An overnight success story - Albuquerque Journal

An overnight success story

“Chrysler Building Observer” by Tom Palmore. (Courtesy of Lewallen Galleries)

Copyright © 2021 Albuquerque Journal

When Santa Fe artist Tom Palmore was working in Philadelphia, he was known as “The Gorilla Man.”

The pseudonym stemmed in part from a painting now hanging in the Philadelphia Museum of Art called “Reclining Nude.” The “nude” was a gorilla.

That sense of wit and whimsy threads throughout much of the artist’s animal paintings, now showing at Santa Fe’s LewAllen Galleries. Palmore’s palette produces a menagerie of birds, bears, big cats, foxes, horses and more.

“Night Watch,” 2021, by Tom Palmore, oil and acrylic on canvas, 60×48 inches. (Courtesy of Lewallen Galleries)
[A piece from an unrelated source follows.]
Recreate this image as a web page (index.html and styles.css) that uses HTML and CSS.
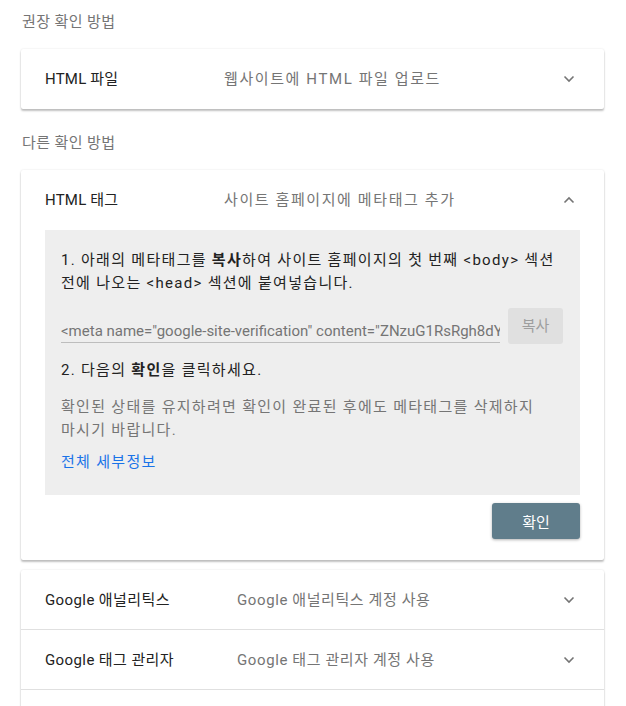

The artist says it all started at the kitchen table, where his grandfather drew animals to entertain him in Ada, Oklahoma.

“He’d draw cows, and horses and birds,” Palmore said. “Sometimes, I’d take one of his drawings into school and tell them I’d done it.”

His grandfather taught him shaping and shading, and he was soon creating the animals around him on paper.

“All the other children were drawing with stick figures, which made no sense to me,” he said.

Imbued with the artist’s characteristic wit, exquisite detail and pop-meets-surrealist sensibility, his work now hangs in the Smithsonian Institution, the Whitney Museum of American Art, the Brooklyn Museum, the Denver Museum of Art and more.

“Flamingos by the Lily Pond,” by Tom Palmore, 2021, oil and acrylic on canvas. (Courtesy of Lewallen Galleries)

Palmore studied painting at the Pennsylvania Academy of Fine Art in Philadelphia. By the time he was 25, he found acceptance in a Whitney Annual Exhibition and was later chosen for the Venice Biennale.

He calls his an overnight success story.

“I’ve only had two jobs in my life,” he said. “One is in art and the other is a very bad bartender.”

His first gallery show sold out. By the 1980s, he was showing his work at Santa Fe’s legendary Horwitch Gallery. His first one-man show there followed Frtiz Scholder’s.

“In every gallery, there is a hierarchy,” Palmore explained. “Then, you’re invited to (Horwitch’s) fabulous parties and you get to go horseback riding with her. Then, you get to fly on her private plane.”

His love for animals germinated on his grandfather’s farm, where the family raised chickens, a paint horse and pigeons.

“It really relates back to my childhood because I really loved animals,” Palmore said. “For decades, we’ve underestimated the intelligence of the other Earthlings around us.”

“Big Baby,” 2021, by Tom Palmore, oil and acrylic on canvas. (Courtesy of Lewallen Galleries)

He works from his own or others’ photographs, then adds his own touch of magical realism, under painting them with acrylic before topping them in oil.

Palmore’s animals often pose within unfamiliar, artificial settings, linking them through memory, association or the artist’s trademark humor. He renders them as though they are portrait sitters, lending them a sense of nobility and pride.

His backgrounds range from ancient Mayan reliefs to the curtains of the Santa Fe Opera.

“Night Watch” features an image of an owl perched on a crescent moon seemingly lifted from a fairy tale. Palmore says the image formed as he was watching an old Busby Berkeley movie.

“They were filming (the dancers) a lot from the top,” he said, “so they could show the symmetrical pattern. So, they lowered a woman onto the moon. I thought it was such a strong image, so I chose a nocturnal animal.”

His studio is crammed with hundreds of animal books. He’s also taken research trips to Guatemala, the Yucatan and Belize.

“Tiger Eyes” shows the white cat against a relief backdrop.

“I was leafing through a book of ancient (art) from India,” Palmore said. “There was a carving of a peacock. I thought ‘What would go good with this classic Indian background?’ and it had to be a tiger.”

Palmore has long considered New York’s Chrysler building the most beautiful in Manhattan, with its Art Deo architecture.

“The gargoyles on the corners there are big eagles,” he said. “I thought, ‘That is so cool.’ ”

He added a pigeon on top of the eagle.

“It’s simple, it’s straightforward; it has a bit of humor to it,” he added.

“I don’t paint a butterfly on a bear’s nose,” he said. “You can’t compete with nature. All you can do is use it for inspiration. You discover your own vision and you let that guide you.”